◆ **Task description**
Every line from the start of the entries up to and including the one bearing "const activites = ['Activité" must be printed verbatim, without the pictures.

— begin Exercise data —

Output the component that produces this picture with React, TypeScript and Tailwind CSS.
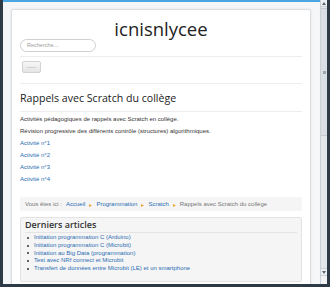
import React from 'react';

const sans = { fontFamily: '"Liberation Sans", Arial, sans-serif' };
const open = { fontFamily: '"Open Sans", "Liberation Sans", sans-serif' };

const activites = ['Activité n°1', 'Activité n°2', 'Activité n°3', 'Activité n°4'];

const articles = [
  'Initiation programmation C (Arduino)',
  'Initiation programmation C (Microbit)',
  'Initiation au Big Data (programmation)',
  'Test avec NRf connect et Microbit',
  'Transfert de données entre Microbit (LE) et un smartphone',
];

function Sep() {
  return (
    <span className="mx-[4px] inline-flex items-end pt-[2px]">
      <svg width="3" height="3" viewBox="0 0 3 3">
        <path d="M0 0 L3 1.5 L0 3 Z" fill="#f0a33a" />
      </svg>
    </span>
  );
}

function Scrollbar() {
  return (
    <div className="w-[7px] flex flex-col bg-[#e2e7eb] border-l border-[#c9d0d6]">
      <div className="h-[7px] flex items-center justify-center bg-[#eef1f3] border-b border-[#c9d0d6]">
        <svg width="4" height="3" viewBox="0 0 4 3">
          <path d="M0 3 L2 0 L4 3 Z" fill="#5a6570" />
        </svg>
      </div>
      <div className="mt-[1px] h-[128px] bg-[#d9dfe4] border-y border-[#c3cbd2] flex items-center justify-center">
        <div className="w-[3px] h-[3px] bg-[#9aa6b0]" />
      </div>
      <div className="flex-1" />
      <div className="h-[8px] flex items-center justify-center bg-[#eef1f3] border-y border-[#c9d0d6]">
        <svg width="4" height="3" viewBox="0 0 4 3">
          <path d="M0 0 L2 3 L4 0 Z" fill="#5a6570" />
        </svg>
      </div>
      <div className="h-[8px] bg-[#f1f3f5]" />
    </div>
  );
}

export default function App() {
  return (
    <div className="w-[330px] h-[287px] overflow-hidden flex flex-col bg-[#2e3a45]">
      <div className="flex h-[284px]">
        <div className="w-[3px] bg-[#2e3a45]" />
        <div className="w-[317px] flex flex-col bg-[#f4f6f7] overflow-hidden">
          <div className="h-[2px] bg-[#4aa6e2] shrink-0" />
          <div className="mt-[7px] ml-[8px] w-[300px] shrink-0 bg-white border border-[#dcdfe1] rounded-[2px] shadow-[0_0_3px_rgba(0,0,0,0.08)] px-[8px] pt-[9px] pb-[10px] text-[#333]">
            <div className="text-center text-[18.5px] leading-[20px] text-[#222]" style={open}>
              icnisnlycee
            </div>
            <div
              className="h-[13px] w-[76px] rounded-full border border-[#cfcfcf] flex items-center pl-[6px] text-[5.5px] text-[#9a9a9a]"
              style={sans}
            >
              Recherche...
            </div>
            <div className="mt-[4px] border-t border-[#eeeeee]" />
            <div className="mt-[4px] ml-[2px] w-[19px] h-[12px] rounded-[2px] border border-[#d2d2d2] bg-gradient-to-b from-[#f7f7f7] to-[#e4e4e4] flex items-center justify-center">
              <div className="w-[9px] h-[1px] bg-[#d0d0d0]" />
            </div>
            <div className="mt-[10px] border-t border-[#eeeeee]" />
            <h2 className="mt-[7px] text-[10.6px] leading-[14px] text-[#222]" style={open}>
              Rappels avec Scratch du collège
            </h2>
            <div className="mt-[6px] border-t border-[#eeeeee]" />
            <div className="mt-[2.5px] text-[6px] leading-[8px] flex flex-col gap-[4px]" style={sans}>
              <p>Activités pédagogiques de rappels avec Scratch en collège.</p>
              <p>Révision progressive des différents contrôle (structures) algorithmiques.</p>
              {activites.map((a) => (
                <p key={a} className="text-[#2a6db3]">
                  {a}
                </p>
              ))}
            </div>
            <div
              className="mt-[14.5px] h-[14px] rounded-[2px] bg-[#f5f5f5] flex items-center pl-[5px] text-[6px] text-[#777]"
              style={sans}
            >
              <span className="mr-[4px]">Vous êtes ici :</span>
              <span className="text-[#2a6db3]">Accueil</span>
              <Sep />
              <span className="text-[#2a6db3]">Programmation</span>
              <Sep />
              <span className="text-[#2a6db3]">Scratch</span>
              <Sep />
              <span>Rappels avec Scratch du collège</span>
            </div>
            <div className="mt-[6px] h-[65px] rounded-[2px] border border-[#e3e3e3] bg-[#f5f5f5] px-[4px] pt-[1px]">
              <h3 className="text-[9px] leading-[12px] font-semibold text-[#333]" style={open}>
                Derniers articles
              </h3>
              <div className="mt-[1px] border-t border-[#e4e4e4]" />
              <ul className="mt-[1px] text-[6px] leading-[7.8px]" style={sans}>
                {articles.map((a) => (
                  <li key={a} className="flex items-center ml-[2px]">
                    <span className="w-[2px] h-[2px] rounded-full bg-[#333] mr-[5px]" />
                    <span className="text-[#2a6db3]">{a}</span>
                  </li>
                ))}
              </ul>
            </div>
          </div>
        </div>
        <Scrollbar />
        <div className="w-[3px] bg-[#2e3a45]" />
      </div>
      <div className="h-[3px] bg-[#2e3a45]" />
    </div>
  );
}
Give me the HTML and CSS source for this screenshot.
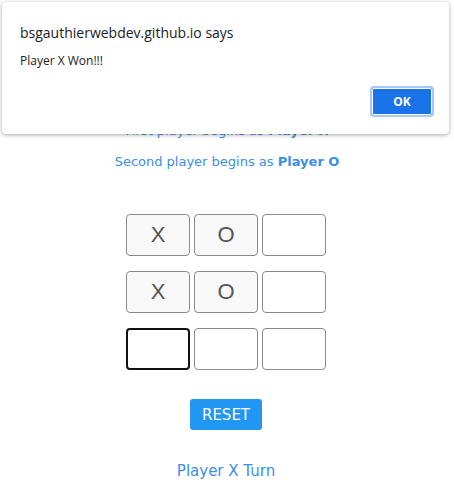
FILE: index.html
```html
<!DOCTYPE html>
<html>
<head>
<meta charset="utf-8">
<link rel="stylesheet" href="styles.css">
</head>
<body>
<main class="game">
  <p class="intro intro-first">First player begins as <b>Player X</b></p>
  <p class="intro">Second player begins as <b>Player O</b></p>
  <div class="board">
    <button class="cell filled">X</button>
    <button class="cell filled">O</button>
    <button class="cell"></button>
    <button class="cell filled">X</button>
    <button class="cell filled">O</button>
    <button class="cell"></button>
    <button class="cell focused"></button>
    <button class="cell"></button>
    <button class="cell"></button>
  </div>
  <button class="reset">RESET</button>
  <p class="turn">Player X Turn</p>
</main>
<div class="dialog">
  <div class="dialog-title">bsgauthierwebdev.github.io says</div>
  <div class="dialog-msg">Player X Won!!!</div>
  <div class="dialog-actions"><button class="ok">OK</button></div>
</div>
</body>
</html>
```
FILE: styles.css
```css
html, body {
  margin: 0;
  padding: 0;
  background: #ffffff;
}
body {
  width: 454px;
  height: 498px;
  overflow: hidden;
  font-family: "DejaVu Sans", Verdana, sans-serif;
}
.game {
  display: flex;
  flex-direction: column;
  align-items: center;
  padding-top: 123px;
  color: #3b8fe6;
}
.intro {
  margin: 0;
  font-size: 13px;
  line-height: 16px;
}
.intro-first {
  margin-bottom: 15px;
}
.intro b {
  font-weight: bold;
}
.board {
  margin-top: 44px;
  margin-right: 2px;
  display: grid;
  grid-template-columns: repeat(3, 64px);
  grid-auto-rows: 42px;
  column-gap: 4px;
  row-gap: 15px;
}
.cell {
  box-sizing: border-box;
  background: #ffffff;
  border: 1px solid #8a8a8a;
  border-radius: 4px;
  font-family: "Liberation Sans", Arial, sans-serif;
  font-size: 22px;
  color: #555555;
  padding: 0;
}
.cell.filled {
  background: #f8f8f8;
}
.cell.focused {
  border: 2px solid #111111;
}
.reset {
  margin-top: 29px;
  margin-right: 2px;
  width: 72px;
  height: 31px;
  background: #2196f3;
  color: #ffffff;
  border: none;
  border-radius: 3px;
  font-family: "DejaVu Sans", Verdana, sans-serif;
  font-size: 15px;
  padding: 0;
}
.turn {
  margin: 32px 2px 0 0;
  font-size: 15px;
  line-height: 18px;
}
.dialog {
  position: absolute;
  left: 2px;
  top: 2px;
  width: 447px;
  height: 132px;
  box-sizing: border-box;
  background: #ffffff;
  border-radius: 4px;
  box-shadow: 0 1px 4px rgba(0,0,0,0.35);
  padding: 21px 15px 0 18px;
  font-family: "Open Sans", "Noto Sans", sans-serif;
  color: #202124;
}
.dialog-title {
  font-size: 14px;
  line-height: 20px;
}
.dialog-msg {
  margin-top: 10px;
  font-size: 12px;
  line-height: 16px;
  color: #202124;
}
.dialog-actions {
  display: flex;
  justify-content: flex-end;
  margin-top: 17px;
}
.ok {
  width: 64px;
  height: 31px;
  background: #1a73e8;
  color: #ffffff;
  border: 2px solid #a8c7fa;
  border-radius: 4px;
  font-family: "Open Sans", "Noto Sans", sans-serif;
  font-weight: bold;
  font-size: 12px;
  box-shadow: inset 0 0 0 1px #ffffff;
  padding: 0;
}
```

— end Exercise data —

◆ **Answer in full**
Output the component that produces this picture with React, TypeScript and Tailwind CSS.
import React from 'react';

const sans = { fontFamily: '"Liberation Sans", Arial, sans-serif' };
const open = { fontFamily: '"Open Sans", "Liberation Sans", sans-serif' };

const activites = ['Activité n°1', 'Activité n°2', 'Activité n°3', 'Activité n°4'];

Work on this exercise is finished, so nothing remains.